* START *
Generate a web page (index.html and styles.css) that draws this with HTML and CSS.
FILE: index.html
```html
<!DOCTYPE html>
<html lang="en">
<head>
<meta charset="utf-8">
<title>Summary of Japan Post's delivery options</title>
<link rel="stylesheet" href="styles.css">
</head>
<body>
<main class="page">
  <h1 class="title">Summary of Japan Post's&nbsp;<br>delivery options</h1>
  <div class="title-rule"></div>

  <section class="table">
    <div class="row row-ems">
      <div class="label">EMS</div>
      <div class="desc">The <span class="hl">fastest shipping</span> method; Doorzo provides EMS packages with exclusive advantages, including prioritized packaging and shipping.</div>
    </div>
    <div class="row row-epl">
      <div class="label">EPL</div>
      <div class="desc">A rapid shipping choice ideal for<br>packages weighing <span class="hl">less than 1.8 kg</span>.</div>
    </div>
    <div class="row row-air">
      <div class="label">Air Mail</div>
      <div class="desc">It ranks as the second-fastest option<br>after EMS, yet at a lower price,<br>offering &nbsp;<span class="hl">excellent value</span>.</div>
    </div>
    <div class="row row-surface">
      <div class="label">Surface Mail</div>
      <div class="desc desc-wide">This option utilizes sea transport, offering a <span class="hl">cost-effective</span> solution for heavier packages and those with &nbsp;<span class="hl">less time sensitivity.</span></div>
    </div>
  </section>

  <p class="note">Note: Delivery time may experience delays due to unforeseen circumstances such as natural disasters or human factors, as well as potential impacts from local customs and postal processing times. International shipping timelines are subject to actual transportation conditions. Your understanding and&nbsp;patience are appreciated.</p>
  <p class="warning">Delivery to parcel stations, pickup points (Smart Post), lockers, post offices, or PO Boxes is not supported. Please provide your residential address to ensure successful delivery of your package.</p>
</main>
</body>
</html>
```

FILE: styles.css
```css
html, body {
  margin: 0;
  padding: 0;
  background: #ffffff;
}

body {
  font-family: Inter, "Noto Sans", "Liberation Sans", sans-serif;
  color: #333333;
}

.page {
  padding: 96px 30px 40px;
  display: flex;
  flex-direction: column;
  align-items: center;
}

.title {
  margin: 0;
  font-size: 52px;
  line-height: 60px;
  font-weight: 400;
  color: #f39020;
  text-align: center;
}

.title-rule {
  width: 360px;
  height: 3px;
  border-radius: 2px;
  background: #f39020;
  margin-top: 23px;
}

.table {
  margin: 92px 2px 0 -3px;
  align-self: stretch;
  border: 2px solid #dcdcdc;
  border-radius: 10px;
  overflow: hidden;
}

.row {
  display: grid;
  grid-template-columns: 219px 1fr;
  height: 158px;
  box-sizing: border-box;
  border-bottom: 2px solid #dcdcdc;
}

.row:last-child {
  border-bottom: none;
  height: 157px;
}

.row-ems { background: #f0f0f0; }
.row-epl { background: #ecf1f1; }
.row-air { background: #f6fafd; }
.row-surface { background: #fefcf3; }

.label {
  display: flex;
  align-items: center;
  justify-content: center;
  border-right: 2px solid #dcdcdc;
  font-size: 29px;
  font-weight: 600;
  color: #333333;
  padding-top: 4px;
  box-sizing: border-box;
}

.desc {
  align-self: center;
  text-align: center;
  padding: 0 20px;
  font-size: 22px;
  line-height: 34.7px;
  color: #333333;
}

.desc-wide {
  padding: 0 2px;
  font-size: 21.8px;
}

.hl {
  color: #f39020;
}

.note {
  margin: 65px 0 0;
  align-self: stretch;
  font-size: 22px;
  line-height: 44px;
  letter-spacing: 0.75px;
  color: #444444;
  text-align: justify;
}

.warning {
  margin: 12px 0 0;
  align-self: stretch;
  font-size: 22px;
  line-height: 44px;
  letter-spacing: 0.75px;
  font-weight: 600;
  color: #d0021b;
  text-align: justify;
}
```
* END *
- TASK REQUIREMENTS: Scan the material above for the word "index". Copy each line where it occurs.

- COMPLETED EXERCISE:
Generate a web page (index.html and styles.css) that draws this with HTML and CSS.
FILE: index.html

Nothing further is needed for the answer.